* Start *

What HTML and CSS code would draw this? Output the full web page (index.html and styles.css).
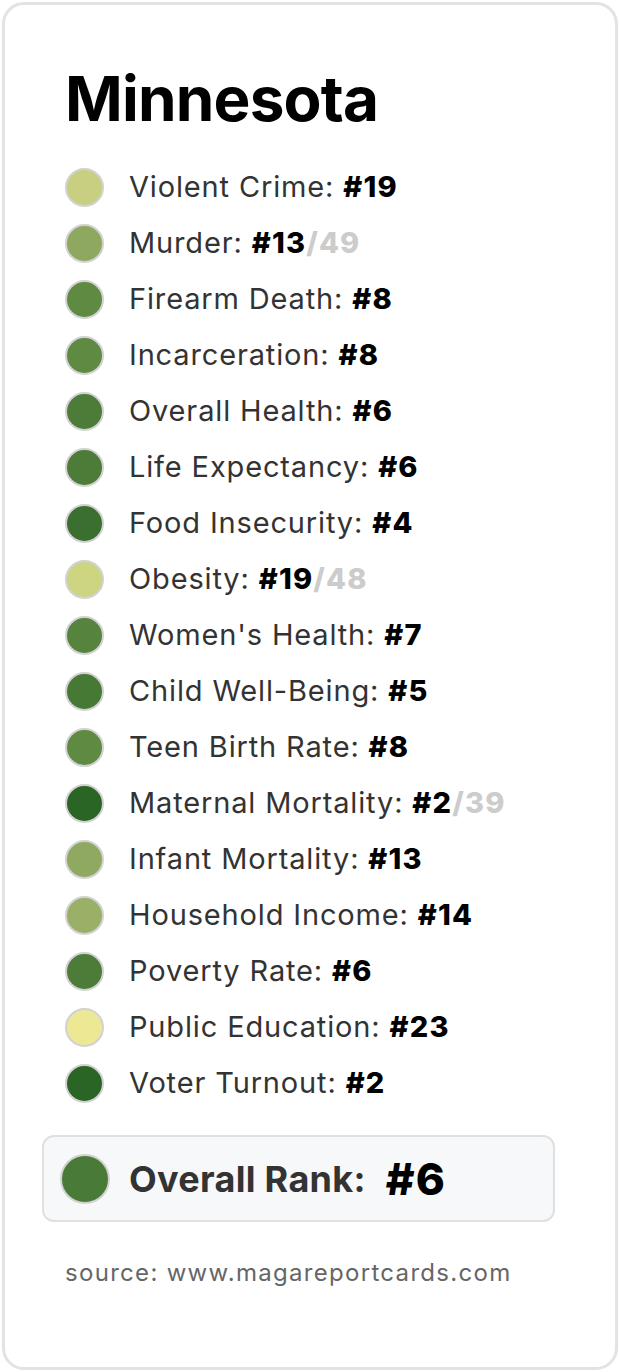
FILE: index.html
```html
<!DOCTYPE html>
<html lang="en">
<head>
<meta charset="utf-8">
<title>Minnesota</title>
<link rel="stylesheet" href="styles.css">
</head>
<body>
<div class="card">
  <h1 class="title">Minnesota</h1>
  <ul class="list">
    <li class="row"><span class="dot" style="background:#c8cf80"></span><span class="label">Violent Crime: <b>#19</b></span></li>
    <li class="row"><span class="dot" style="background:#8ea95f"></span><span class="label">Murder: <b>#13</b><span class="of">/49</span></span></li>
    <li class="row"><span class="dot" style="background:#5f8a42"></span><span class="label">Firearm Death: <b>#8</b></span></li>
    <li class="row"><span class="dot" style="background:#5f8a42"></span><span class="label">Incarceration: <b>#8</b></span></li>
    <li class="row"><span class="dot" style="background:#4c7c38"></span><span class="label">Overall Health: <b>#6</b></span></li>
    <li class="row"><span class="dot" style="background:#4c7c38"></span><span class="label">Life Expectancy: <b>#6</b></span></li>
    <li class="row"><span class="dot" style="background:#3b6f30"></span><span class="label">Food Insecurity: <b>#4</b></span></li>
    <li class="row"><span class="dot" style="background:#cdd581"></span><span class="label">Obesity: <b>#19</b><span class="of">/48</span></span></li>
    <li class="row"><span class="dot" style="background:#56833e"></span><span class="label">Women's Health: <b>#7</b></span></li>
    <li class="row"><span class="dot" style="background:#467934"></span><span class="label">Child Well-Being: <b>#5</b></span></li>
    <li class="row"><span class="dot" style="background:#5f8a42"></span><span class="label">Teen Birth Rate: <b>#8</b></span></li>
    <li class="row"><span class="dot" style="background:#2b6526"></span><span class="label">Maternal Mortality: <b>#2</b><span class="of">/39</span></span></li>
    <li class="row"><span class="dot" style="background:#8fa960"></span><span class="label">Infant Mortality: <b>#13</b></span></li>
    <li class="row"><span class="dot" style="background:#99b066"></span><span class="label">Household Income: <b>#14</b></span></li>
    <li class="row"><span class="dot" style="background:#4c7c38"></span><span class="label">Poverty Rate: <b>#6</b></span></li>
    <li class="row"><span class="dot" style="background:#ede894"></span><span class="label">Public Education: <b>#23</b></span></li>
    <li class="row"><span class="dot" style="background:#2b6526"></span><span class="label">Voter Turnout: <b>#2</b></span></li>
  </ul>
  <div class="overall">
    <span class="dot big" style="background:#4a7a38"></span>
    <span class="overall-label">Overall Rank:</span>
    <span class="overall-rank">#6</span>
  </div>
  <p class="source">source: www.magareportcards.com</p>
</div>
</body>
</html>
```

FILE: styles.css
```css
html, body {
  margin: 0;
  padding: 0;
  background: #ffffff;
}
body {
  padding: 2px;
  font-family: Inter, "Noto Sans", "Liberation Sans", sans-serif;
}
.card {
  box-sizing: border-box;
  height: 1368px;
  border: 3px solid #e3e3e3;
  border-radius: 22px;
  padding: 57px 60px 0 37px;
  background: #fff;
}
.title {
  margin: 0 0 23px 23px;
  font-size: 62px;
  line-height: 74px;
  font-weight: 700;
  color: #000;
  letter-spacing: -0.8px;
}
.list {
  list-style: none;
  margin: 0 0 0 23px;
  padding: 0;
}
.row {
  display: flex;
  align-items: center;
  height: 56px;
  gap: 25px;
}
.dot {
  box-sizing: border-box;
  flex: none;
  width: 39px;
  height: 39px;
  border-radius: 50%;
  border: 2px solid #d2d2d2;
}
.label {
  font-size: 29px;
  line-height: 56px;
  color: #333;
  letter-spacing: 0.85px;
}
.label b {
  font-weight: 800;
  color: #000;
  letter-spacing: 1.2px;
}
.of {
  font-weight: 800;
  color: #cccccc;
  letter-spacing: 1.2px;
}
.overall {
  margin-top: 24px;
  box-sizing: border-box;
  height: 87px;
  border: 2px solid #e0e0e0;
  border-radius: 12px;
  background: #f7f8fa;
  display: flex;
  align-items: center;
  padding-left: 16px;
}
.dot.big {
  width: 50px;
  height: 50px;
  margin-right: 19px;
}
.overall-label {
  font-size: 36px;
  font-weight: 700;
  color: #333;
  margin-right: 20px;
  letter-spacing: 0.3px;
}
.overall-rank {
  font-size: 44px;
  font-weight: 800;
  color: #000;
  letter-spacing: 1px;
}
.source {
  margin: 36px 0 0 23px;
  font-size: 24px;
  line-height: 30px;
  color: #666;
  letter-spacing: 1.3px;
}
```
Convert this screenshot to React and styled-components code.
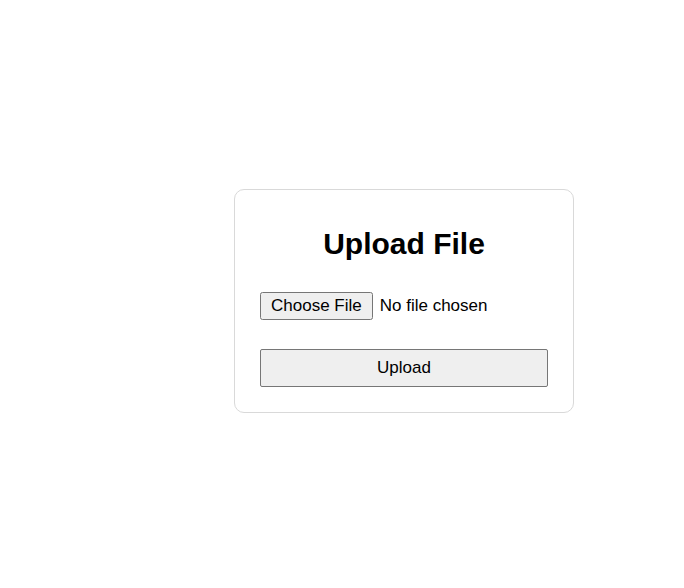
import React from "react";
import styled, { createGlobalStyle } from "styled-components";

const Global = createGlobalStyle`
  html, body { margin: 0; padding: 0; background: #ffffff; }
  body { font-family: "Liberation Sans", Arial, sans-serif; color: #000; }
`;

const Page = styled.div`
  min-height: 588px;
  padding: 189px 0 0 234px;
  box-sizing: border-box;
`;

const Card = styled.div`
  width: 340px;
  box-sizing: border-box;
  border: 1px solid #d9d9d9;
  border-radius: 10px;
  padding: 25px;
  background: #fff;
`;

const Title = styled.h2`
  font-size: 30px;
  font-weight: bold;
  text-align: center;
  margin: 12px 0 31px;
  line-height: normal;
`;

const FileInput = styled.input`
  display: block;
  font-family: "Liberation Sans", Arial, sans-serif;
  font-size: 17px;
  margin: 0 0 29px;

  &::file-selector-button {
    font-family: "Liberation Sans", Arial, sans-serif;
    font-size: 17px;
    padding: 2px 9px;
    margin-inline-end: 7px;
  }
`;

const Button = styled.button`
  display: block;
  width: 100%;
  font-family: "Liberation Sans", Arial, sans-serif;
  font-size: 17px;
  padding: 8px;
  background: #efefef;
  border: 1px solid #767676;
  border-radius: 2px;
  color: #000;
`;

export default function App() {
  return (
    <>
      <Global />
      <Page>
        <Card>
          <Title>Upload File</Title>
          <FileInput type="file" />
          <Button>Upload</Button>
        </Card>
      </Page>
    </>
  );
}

* End *

Repeat the preceding records precisely, and leave every picture out of the copy.

What HTML and CSS code would draw this? Output the full web page (index.html and styles.css).
FILE: index.html
```html
<!DOCTYPE html>
<html lang="en">
<head>
<meta charset="utf-8">
<title>Minnesota</title>
<link rel="stylesheet" href="styles.css">
</head>
<body>
<div class="card">
  <h1 class="title">Minnesota</h1>
  <ul class="list">
    <li class="row"><span class="dot" style="background:#c8cf80"></span><span class="label">Violent Crime: <b>#19</b></span></li>
    <li class="row"><span class="dot" style="background:#8ea95f"></span><span class="label">Murder: <b>#13</b><span class="of">/49</span></span></li>
    <li class="row"><span class="dot" style="background:#5f8a42"></span><span class="label">Firearm Death: <b>#8</b></span></li>
    <li class="row"><span class="dot" style="background:#5f8a42"></span><span class="label">Incarceration: <b>#8</b></span></li>
    <li class="row"><span class="dot" style="background:#4c7c38"></span><span class="label">Overall Health: <b>#6</b></span></li>
    <li class="row"><span class="dot" style="background:#4c7c38"></span><span class="label">Life Expectancy: <b>#6</b></span></li>
    <li class="row"><span class="dot" style="background:#3b6f30"></span><span class="label">Food Insecurity: <b>#4</b></span></li>
    <li class="row"><span class="dot" style="background:#cdd581"></span><span class="label">Obesity: <b>#19</b><span class="of">/48</span></span></li>
    <li class="row"><span class="dot" style="background:#56833e"></span><span class="label">Women's Health: <b>#7</b></span></li>
    <li class="row"><span class="dot" style="background:#467934"></span><span class="label">Child Well-Being: <b>#5</b></span></li>
    <li class="row"><span class="dot" style="background:#5f8a42"></span><span class="label">Teen Birth Rate: <b>#8</b></span></li>
    <li class="row"><span class="dot" style="background:#2b6526"></span><span class="label">Maternal Mortality: <b>#2</b><span class="of">/39</span></span></li>
    <li class="row"><span class="dot" style="background:#8fa960"></span><span class="label">Infant Mortality: <b>#13</b></span></li>
    <li class="row"><span class="dot" style="background:#99b066"></span><span class="label">Household Income: <b>#14</b></span></li>
    <li class="row"><span class="dot" style="background:#4c7c38"></span><span class="label">Poverty Rate: <b>#6</b></span></li>
    <li class="row"><span class="dot" style="background:#ede894"></span><span class="label">Public Education: <b>#23</b></span></li>
    <li class="row"><span class="dot" style="background:#2b6526"></span><span class="label">Voter Turnout: <b>#2</b></span></li>
  </ul>
  <div class="overall">
    <span class="dot big" style="background:#4a7a38"></span>
    <span class="overall-label">Overall Rank:</span>
    <span class="overall-rank">#6</span>
  </div>
  <p class="source">source: www.magareportcards.com</p>
</div>
</body>
</html>
```

FILE: styles.css
```css
html, body {
  margin: 0;
  padding: 0;
  background: #ffffff;
}
body {
  padding: 2px;
  font-family: Inter, "Noto Sans", "Liberation Sans", sans-serif;
}
.card {
  box-sizing: border-box;
  height: 1368px;
  border: 3px solid #e3e3e3;
  border-radius: 22px;
  padding: 57px 60px 0 37px;
  background: #fff;
}
.title {
  margin: 0 0 23px 23px;
  font-size: 62px;
  line-height: 74px;
  font-weight: 700;
  color: #000;
  letter-spacing: -0.8px;
}
.list {
  list-style: none;
  margin: 0 0 0 23px;
  padding: 0;
}
.row {
  display: flex;
  align-items: center;
  height: 56px;
  gap: 25px;
}
.dot {
  box-sizing: border-box;
  flex: none;
  width: 39px;
  height: 39px;
  border-radius: 50%;
  border: 2px solid #d2d2d2;
}
.label {
  font-size: 29px;
  line-height: 56px;
  color: #333;
  letter-spacing: 0.85px;
}
.label b {
  font-weight: 800;
  color: #000;
  letter-spacing: 1.2px;
}
.of {
  font-weight: 800;
  color: #cccccc;
  letter-spacing: 1.2px;
}
.overall {
  margin-top: 24px;
  box-sizing: border-box;
  height: 87px;
  border: 2px solid #e0e0e0;
  border-radius: 12px;
  background: #f7f8fa;
  display: flex;
  align-items: center;
  padding-left: 16px;
}
.dot.big {
  width: 50px;
  height: 50px;
  margin-right: 19px;
}
.overall-label {
  font-size: 36px;
  font-weight: 700;
  color: #333;
  margin-right: 20px;
  letter-spacing: 0.3px;
}
.overall-rank {
  font-size: 44px;
  font-weight: 800;
  color: #000;
  letter-spacing: 1px;
}
.source {
  margin: 36px 0 0 23px;
  font-size: 24px;
  line-height: 30px;
  color: #666;
  letter-spacing: 1.3px;
}
```
Convert this screenshot to React and styled-components code.
import React from "react";
import styled, { createGlobalStyle } from "styled-components";

const Global = createGlobalStyle`
  html, body { margin: 0; padding: 0; background: #ffffff; }
  body { font-family: "Liberation Sans", Arial, sans-serif; color: #000; }
`;

const Page = styled.div`
  min-height: 588px;
  padding: 189px 0 0 234px;
  box-sizing: border-box;
`;

const Card = styled.div`
  width: 340px;
  box-sizing: border-box;
  border: 1px solid #d9d9d9;
  border-radius: 10px;
  padding: 25px;
  background: #fff;
`;

const Title = styled.h2`
  font-size: 30px;
  font-weight: bold;
  text-align: center;
  margin: 12px 0 31px;
  line-height: normal;
`;

const FileInput = styled.input`
  display: block;
  font-family: "Liberation Sans", Arial, sans-serif;
  font-size: 17px;
  margin: 0 0 29px;

  &::file-selector-button {
    font-family: "Liberation Sans", Arial, sans-serif;
    font-size: 17px;
    padding: 2px 9px;
    margin-inline-end: 7px;
  }
`;

const Button = styled.button`
  display: block;
  width: 100%;
  font-family: "Liberation Sans", Arial, sans-serif;
  font-size: 17px;
  padding: 8px;
  background: #efefef;
  border: 1px solid #767676;
  border-radius: 2px;
  color: #000;
`;

export default function App() {
  return (
    <>
      <Global />
      <Page>
        <Card>
          <Title>Upload File</Title>
          <FileInput type="file" />
          <Button>Upload</Button>
        </Card>
      </Page>
    </>
  );
}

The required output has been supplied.